11.26.2008

Timing is Everything

As previously mentioned, I'm listening to Malcolm Gladwell's Outliers audiobook...and now wishing I had the hard copy in my hand, because I can't find the quote I'm looking for.

In a synopsis, Gladwell lays out the case that almost all titans of technology were born in a narrow window of time. For example...

Bill Joy - Founding team, Sun Microsystems - November 8, 1954
Scott McNealy - Founding team, Sun Microsystems - Nov 13, 1954
Vinod Khosla - Founding team, Sun Microsystems - Jan 28, 1955
Steve Jobs - Apple Computers - Feb 24, 1955
Andy Bechtolsheim, Founding team, Sun Microsystems - June 1955
Bill Gates - Microsoft - Oct 28, 1955
Steve Ballmer - Microsoft CEO - March 24, 1956

Gladwell goes on to list a bunch of lesser known, behind the scenes people and their birthdays, all into an 24 month window. While they all certainly are bright men and women, they are not arguably smarter than those who came before or after them. While they are hard workers, they do not work harder or longer than any other generation.

What was it about that window of time that produced a micro-sliced generation of high achievers?

Timing.

These men came into adulthood at a time when computers were behemoths that took up entire rooms, but the wheels of innovation were already turning...and their minds were free to think about making computers smaller and affordable - perhaps even putting one on your desk.

Had they been born five years earlier, they would have been entrenched in careers that were build on large mainframe computers. Being creative would have put their livelihood in jeopardy. They couldn't have afforded to put years into small computers - they would have had a mortgage to pay and babies to raise.

Had they been born five years later, they would have missed the revolution and been relegated to being a footsoldier in a new guard of electronics and software companies.

Gates, Jobs and others became who they are by hard work, by cleverness, and by the unique opportunity afforded them by a narrow window of time.

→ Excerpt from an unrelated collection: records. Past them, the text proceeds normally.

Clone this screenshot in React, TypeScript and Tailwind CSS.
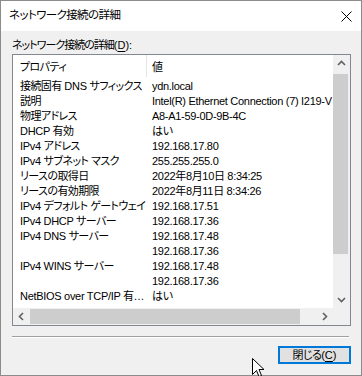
import React from 'react'

const rows: [string, string][] = [
  ['接続固有 DNS サフィックス', 'ydn.local'],
  ['説明', 'Intel(R) Ethernet Connection (7) I219-V'],
  ['物理アドレス', 'A8-A1-59-0D-9B-4C'],
  ['DHCP 有効', 'はい'],
  ['IPv4 アドレス', '192.168.17.80'],
  ['IPv4 サブネット マスク', '255.255.255.0'],
  ['リースの取得日', '2022年8月10日 8:34:25'],
  ['リースの有効期限', '2022年8月11日 8:34:26'],
  ['IPv4 デフォルト ゲートウェイ', '192.168.17.51'],
  ['IPv4 DHCP サーバー', '192.168.17.36'],
  ['IPv4 DNS サーバー', '192.168.17.48'],
  ['', '192.168.17.36'],
  ['IPv4 WINS サーバー', '192.168.17.48'],
  ['', '192.168.17.36'],
  ['NetBIOS over TCP/IP 有…', 'はい'],
]

// narrow the kana/kanji runs a bit, MS UI Gothic is tighter than Noto
function Jp({ t, cjk, latin }: { t: string; cjk: string; latin?: string }) {
  const parts = t.split(/([\u3000-\u30ff\u4e00-\u9fff\uff00-\uffef]+)/)
  return (
    <>
      {parts.map((p, i) =>
        p === '' ? null : (
          <span key={i} className={i % 2 ? cjk : latin}>
            {p}
          </span>
        ),
      )}
    </>
  )
}

function Chevron({ dir }: { dir: 'up' | 'down' | 'left' | 'right' }) {
  const pts = {
    up: '1,6 4.5,2.5 8,6',
    down: '1,3 4.5,6.5 8,3',
    left: '6,1 2.5,4.5 6,8',
    right: '3,1 6.5,4.5 3,8',
  }[dir]
  return (
    <svg width="9" height="9" viewBox="0 0 9 9">
      <polyline points={pts} fill="none" stroke="#606060" strokeWidth="1.6" />
    </svg>
  )
}

export default function App() {
  return (
    <div
      className="flex h-[376px] w-[362px] flex-col border border-[#8c8c8c] bg-[#f0f0f0] text-[11px] text-black [font-family:'Liberation_Sans','Noto_Sans_CJK_JP',sans-serif] [font-feature-settings:'palt']"
    >
      {/* title bar */}
      <div className="flex h-[30px] shrink-0 items-center justify-between bg-white pl-[8px] pr-[9px]">
        <span className="text-[11.5px] tracking-[-0.6px]">ネットワーク接続の詳細</span>
        <svg width="11" height="11" viewBox="0 0 11 11">
          <path d="M0.5 0.5 L10.5 10.5 M10.5 0.5 L0.5 10.5" stroke="#000" strokeWidth="1" />
        </svg>
      </div>

      <div className="flex flex-col pl-[11px]">
        <div className="mt-[7px] h-[15px] leading-[15px]">
          <Jp t="ネットワーク接続の詳細" cjk="tracking-[-1px]" />
          (<span className="underline underline-offset-2">D</span>):
        </div>

        {/* list view */}
        <div className="mt-[1px] grid h-[272px] w-[339px] grid-cols-[320px_17px] grid-rows-[253px_17px] border border-[#828790] bg-white">
          <div className="overflow-hidden">
            <div className="flex h-[24px] items-center">
              <div className="relative w-[134px] shrink-0 pl-[7px]">
                <Jp t="プロパティ" cjk="tracking-[-0.6px]" />
                <span className="absolute right-0 top-[-7px] h-[25px] border-r border-[#e5e5e5]" />
              </div>
              <div className="pl-[5px]">値</div>
            </div>
            {rows.map(([k, v], i) => (
              <div key={i} className="flex h-[15px] items-center whitespace-nowrap">
                <div className="w-[134px] shrink-0 overflow-hidden pl-[7px]">
                  <Jp t={k} cjk="tracking-[-0.6px]" latin="tracking-[-0.3px]" />
                </div>
                <div className="pl-[5px]">
                  <Jp t={v} cjk="tracking-[-0.4px]" latin="tracking-[-0.3px]" />
                </div>
              </div>
            ))}
          </div>

          {/* vertical scrollbar */}
          <div className="flex flex-col bg-[#f0f0f0]">
            <div className="flex h-[17px] items-center justify-center">
              <Chevron dir="up" />
            </div>
            <div className="mt-[2px] h-[180px] w-[15px] bg-[#cdcdcd]" />
            <div className="flex-1" />
            <div className="flex h-[17px] items-center justify-center">
              <Chevron dir="down" />
            </div>
          </div>

          {/* horizontal scrollbar */}
          <div className="flex items-center bg-[#f0f0f0]">
            <div className="flex h-[17px] w-[17px] items-center justify-center">
              <Chevron dir="left" />
            </div>
            <div className="h-[15px] w-[270px] bg-[#cdcdcd]" />
            <div className="flex-1" />
            <div className="flex h-[17px] w-[17px] items-center justify-center">
              <Chevron dir="right" />
            </div>
          </div>
          <div className="bg-[#f0f0f0]" />
        </div>

        <div className="mt-[10px] w-[337px] border-t border-[#a0a0a0] border-b border-b-white" />

        <div className="mt-[8px] flex w-[339px] justify-end">
          <div className="flex h-[18px] w-[73px] items-center justify-center border-2 border-[#0078d7] bg-[#e1e1e1]">
            <Jp t="閉じる" cjk="tracking-[-0.6px]" />(<span className="underline underline-offset-2">C</span>)
          </div>
        </div>
      </div>

      {/* mouse cursor */}
      <svg className="pointer-events-none absolute left-[252px] top-[358px]" width="13" height="20" viewBox="0 0 13 20">
        <path d="M0.5 0.5 L0.5 16.5 L4.5 12.5 L7 18.5 L9.5 17.5 L7 11.5 L12 11.5 Z" fill="#fff" stroke="#000" strokeWidth="1" />
      </svg>
    </div>
  )
}
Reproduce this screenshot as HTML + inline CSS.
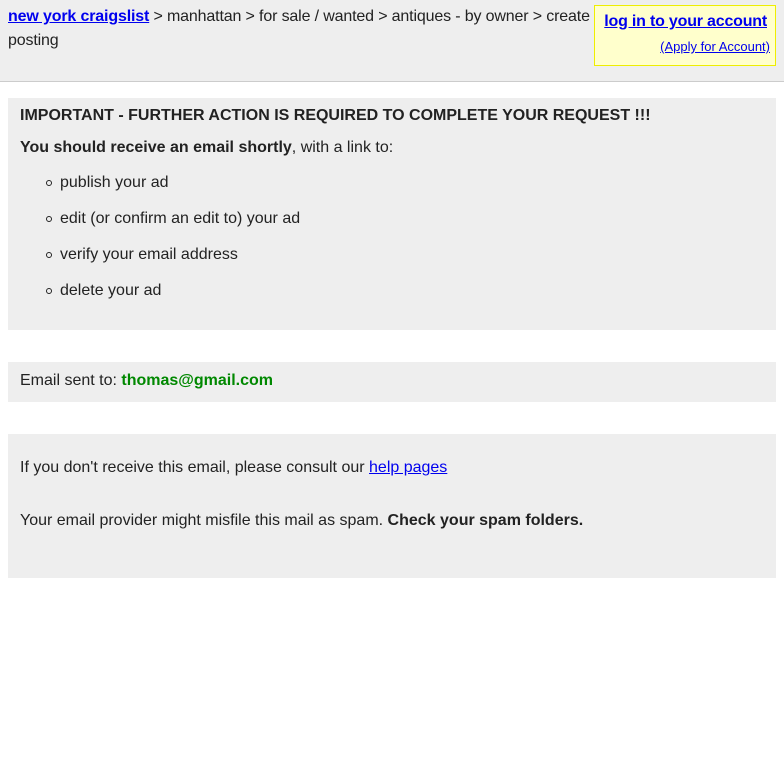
<!DOCTYPE html>
<html><head><meta charset="utf-8"><style>
body{margin:0;font-family:"Liberation Sans",Arial,sans-serif;color:#222;background:#fff;font-size:16px;letter-spacing:0}
a{color:#00e}
.hdr{position:absolute;left:0;top:0;width:784px;height:81px;background:#eee;border-bottom:1px solid #ccc}
.bc{position:absolute;left:8px;top:5px;width:586px;line-height:24px;letter-spacing:-0.15px}
.bc a{font-weight:bold}
.login{position:absolute;left:594px;top:5px;width:180px;height:59px;background:#ffc;border:1px solid #ee0;text-align:right}
.login .a1{position:absolute;right:8px;top:7px;font-weight:bold;font-size:16px;letter-spacing:-0.2px}
.login .a2{position:absolute;right:5px;top:33px;font-size:13px}
.box{position:absolute;left:8px;width:768px;background:#eee}
.b1{top:98px;height:232px}
.b2{top:362px;height:40px}
.b3{top:434px;height:144px}
.t{position:absolute;left:12px;white-space:nowrap}
ul{margin:0;padding:0;list-style:none}
li{position:absolute;left:52px;white-space:nowrap}
li:before{content:"";position:absolute;left:-14px;top:6px;width:4px;height:4px;border:1px solid #222;border-radius:50%}
</style></head><body>
<div class="hdr">
<div class="bc"><a href="#">new york craigslist</a> &gt; manhattan &gt; for sale / wanted &gt; antiques - by owner &gt; create posting</div>
<div class="login"><a class="a1" href="#">log in to your account</a><a class="a2" href="#">(Apply for Account)</a></div>
</div>
<div class="box b1">
<div class="t" style="top:9px;font-weight:bold">IMPORTANT - FURTHER ACTION IS REQUIRED TO COMPLETE YOUR REQUEST !!!</div>
<div class="t" style="top:41px"><b>You should receive an email shortly</b>, with a link to:</div>
<ul>
<li style="top:76px">publish your ad</li>
<li style="top:112px">edit (or confirm an edit to) your ad</li>
<li style="top:148px">verify your email address</li>
<li style="top:184px">delete your ad</li>
</ul>
</div>
<div class="box b2"><div class="t" style="top:10px">Email sent to: <b style="color:#080">thomas@gmail.com</b></div></div>
<div class="box b3">
<div class="t" style="top:25px">If you don't receive this email, please consult our <a href="#">help pages</a></div>
<div class="t" style="top:78px">Your email provider might misfile this mail as spam. <b>Check your spam folders.</b></div>
</div>
</body></html>
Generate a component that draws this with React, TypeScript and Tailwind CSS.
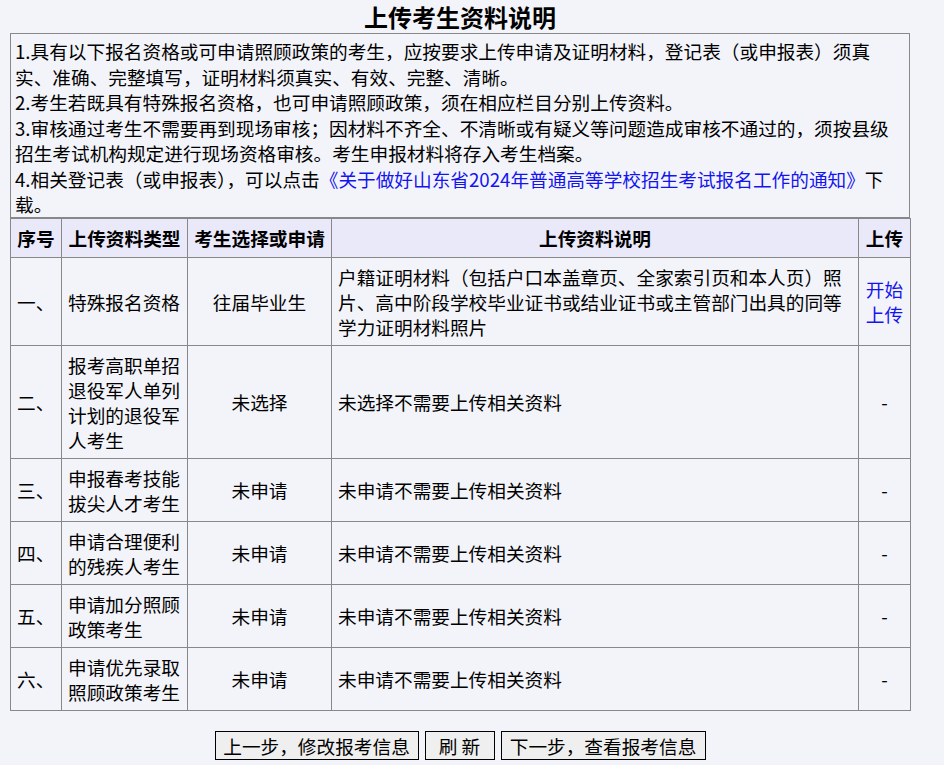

This post has nothing to do with computers. It has to do with questions I'm asking myself right now...because in a sense, we were all born on our own 4th of July, 1955.

For every person born, there is a unique opportunity to shift history, to change the game, to invent what was not possible a few years earlier and won't be amazing a few years later. We all have our own window of time.

So I'm asking...
  • What time is it right now?
  • What opportunities are being afforded us that have never been afforded others before...and will be passe in short order.
  • What is just through this window of time, and how many of us can get through the window before time slams it shut forever?

3 comments:

Anonymous said...

Bro, great. This post has got me reeling in thought now, and it wont stop anytime soon! I love Gladwell. In fact, an author that can make you pause, think and reflect on your own life is a great author in my book.

Those 3 questions you asked are pretty loaded. To me, answering them comes with a tinge of hesitancy. If we do answer them, then, inevitably, we are also setting ourselves up to take a hard look at where we are personally in life and perhaps make some big personal decisions. What do you say after Thanksgiving we get coffee and talk about these questions? I would love to hear your thoughts on them.

Anonymous said...

There's a twinge of pain in my heart hearing those questions. It scares me to say it but I'm wondering if its a matter of hindsight being 20/20? It hurts to think about it because i want to be in control, but maybe the Lord is, and thats that. I don't know... just my thought.

Esther Irwin said...

Mike Bickle was born in 1955. I only know that b/c that was the same year I was born. But he's 2 days older than me. :) And coming from that era, I remember thinking that our graduating class was somehow different and (better is what I want to say here)...well, just different than the other classes before us or behind us. We were cool from the beginning and continued to be cool.